- **Records shown**:
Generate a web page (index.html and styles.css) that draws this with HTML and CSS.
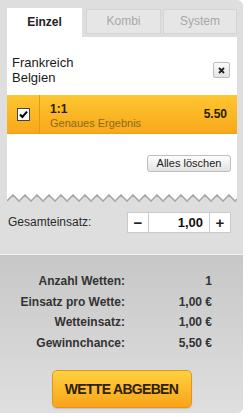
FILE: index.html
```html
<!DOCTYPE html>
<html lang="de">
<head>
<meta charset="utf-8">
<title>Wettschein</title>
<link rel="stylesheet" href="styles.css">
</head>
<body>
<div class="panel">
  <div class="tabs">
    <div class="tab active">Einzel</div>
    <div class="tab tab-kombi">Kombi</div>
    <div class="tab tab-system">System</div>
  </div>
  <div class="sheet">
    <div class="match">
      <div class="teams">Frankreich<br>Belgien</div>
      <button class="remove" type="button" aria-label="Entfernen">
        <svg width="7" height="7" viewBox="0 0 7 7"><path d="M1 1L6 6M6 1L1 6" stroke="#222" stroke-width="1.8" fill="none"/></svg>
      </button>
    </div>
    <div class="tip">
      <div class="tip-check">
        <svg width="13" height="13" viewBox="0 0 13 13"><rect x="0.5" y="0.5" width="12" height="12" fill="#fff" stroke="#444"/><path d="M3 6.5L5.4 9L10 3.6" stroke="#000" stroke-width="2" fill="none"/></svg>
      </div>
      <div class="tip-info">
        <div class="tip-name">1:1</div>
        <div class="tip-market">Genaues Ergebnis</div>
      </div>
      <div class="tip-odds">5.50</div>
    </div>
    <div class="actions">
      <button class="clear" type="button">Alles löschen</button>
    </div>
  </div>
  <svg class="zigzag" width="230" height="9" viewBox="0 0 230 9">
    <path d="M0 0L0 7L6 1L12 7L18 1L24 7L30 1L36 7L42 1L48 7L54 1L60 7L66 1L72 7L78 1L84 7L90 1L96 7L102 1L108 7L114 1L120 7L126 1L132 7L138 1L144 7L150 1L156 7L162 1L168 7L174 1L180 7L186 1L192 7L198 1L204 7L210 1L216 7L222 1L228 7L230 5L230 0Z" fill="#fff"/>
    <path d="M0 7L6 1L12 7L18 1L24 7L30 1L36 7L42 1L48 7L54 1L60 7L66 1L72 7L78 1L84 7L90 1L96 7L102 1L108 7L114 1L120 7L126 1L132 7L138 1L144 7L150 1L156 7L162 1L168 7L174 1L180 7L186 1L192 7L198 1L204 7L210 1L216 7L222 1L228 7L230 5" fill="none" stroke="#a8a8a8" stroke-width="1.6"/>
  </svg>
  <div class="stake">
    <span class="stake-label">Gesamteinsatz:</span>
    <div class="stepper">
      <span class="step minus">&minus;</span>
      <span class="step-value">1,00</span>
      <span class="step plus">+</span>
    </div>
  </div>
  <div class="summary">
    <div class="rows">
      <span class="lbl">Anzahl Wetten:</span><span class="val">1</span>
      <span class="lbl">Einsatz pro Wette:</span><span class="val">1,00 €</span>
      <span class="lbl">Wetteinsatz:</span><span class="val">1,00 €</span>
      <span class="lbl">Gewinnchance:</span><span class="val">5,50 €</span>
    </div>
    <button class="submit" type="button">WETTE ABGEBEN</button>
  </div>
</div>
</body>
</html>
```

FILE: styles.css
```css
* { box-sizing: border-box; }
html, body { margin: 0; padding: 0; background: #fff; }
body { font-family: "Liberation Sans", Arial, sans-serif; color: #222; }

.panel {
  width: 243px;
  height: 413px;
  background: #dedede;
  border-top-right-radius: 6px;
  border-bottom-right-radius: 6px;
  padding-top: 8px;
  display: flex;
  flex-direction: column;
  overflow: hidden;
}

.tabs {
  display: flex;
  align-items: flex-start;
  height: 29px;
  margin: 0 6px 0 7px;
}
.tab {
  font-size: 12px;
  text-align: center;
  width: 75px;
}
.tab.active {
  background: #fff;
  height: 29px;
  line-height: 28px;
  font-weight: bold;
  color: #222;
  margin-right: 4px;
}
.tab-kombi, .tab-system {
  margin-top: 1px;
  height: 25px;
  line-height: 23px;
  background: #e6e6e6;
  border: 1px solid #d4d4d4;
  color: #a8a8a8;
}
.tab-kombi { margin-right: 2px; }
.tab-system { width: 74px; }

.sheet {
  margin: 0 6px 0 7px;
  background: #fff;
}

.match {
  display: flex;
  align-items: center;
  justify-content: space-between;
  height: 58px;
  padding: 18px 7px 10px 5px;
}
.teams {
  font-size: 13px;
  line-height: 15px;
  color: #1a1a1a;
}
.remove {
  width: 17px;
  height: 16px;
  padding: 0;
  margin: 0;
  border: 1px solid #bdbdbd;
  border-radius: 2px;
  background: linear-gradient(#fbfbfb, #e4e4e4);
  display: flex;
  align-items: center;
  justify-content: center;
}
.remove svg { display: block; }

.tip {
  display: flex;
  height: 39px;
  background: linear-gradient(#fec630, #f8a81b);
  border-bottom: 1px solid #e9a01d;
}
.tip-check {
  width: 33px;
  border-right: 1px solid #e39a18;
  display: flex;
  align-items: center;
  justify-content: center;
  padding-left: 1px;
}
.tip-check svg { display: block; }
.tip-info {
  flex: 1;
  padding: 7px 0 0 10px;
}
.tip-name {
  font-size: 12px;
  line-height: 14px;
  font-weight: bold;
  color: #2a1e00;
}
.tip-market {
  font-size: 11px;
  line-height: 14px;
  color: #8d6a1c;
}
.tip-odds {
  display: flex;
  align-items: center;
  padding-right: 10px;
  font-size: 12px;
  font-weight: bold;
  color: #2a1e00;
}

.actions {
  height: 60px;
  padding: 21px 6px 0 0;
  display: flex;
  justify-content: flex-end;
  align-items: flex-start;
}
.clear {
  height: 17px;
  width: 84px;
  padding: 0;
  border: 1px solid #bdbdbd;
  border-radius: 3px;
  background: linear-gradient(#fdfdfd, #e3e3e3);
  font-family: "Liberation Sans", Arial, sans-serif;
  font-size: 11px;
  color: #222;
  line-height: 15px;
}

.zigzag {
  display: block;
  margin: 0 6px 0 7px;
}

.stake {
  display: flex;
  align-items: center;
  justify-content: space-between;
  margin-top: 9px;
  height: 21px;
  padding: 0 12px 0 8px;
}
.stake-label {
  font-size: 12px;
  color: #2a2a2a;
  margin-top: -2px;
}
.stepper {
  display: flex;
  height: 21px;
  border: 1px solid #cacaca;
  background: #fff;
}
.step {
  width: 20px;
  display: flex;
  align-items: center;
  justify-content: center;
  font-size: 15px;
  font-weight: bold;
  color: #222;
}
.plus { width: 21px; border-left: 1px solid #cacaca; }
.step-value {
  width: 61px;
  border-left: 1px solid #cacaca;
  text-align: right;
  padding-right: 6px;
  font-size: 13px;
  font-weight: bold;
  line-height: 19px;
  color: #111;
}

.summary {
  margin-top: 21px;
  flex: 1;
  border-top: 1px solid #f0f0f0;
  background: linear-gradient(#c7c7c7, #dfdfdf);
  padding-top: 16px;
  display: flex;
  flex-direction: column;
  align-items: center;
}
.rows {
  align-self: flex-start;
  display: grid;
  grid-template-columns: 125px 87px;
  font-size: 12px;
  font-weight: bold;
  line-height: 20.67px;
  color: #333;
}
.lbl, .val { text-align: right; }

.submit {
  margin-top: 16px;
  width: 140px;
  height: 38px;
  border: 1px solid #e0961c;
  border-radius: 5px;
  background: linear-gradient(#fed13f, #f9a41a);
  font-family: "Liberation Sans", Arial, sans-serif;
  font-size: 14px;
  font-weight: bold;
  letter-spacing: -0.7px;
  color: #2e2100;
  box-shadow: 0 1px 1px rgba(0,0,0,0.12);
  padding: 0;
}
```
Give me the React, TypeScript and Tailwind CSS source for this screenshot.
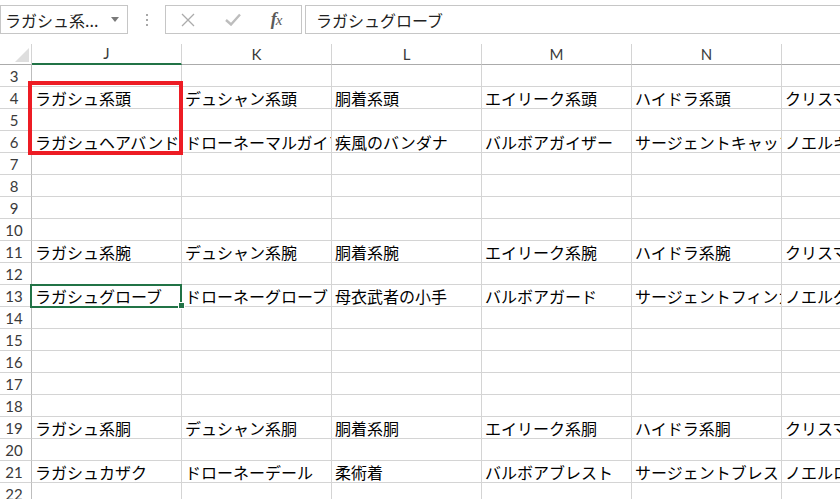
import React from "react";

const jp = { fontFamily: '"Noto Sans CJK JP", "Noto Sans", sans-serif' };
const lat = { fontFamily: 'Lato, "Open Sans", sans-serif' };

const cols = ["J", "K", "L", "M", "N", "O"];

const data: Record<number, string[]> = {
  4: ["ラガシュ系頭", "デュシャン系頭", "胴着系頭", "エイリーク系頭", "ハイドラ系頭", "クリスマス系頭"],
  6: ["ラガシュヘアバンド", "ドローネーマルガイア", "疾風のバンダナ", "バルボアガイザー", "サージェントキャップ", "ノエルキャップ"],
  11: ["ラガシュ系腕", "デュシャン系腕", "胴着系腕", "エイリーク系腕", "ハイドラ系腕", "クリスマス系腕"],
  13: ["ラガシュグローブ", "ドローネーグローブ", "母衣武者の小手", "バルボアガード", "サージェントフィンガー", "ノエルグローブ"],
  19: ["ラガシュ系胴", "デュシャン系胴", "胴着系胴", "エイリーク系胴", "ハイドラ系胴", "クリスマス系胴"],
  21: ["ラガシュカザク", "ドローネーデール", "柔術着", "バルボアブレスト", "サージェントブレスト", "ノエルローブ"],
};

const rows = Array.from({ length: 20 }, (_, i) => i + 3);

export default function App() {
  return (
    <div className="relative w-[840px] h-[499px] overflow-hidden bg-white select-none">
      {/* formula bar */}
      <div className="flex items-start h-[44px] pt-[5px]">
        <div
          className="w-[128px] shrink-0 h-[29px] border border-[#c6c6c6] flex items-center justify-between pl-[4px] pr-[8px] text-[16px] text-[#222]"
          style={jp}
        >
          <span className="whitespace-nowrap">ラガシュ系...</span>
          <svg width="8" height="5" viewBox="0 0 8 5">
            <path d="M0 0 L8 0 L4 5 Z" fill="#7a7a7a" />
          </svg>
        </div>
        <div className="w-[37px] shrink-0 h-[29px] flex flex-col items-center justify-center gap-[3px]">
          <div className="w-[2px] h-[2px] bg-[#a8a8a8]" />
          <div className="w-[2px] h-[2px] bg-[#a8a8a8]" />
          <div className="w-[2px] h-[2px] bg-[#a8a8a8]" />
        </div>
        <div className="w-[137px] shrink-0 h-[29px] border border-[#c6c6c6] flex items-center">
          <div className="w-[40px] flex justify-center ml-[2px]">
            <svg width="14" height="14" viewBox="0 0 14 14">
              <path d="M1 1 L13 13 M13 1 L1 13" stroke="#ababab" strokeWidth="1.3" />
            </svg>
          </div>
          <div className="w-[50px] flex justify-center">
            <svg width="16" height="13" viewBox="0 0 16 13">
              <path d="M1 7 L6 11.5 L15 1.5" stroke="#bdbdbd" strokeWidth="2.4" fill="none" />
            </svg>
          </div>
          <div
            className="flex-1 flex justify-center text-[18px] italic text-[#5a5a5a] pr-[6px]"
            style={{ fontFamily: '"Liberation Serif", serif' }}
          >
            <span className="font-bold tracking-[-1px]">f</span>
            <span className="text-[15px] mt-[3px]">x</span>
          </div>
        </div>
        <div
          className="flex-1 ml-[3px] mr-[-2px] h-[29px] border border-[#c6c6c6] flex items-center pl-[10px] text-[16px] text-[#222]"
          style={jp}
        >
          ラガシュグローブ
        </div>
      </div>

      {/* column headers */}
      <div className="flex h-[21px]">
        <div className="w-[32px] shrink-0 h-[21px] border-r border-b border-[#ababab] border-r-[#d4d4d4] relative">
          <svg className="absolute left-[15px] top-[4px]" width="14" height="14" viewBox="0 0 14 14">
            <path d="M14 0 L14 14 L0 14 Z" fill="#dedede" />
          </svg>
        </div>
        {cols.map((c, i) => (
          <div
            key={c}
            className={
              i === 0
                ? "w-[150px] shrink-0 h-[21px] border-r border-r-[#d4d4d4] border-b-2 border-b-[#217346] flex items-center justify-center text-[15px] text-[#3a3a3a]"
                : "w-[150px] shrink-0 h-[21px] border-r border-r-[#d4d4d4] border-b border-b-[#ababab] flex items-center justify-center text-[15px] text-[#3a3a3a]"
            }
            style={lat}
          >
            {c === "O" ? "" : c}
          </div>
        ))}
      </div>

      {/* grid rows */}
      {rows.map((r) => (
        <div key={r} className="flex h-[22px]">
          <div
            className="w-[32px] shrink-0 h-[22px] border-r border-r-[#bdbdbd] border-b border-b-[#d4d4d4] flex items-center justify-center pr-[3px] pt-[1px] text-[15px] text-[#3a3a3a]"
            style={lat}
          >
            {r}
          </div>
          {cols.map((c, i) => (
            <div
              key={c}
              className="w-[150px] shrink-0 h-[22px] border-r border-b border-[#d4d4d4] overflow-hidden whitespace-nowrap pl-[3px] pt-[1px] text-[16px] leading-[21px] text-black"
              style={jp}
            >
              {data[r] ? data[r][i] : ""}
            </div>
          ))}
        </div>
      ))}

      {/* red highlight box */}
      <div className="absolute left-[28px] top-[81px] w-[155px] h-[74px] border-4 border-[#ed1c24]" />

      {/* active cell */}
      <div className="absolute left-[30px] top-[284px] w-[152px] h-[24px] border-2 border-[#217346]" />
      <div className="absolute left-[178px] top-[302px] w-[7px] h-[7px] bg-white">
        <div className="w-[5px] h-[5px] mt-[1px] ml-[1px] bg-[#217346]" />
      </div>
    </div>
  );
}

- **Task description**:
Pull every line containing "styles" from the material above.

- **Result of the exercise**:
Generate a web page (index.html and styles.css) that draws this with HTML and CSS.
<link rel="stylesheet" href="styles.css">
FILE: styles.css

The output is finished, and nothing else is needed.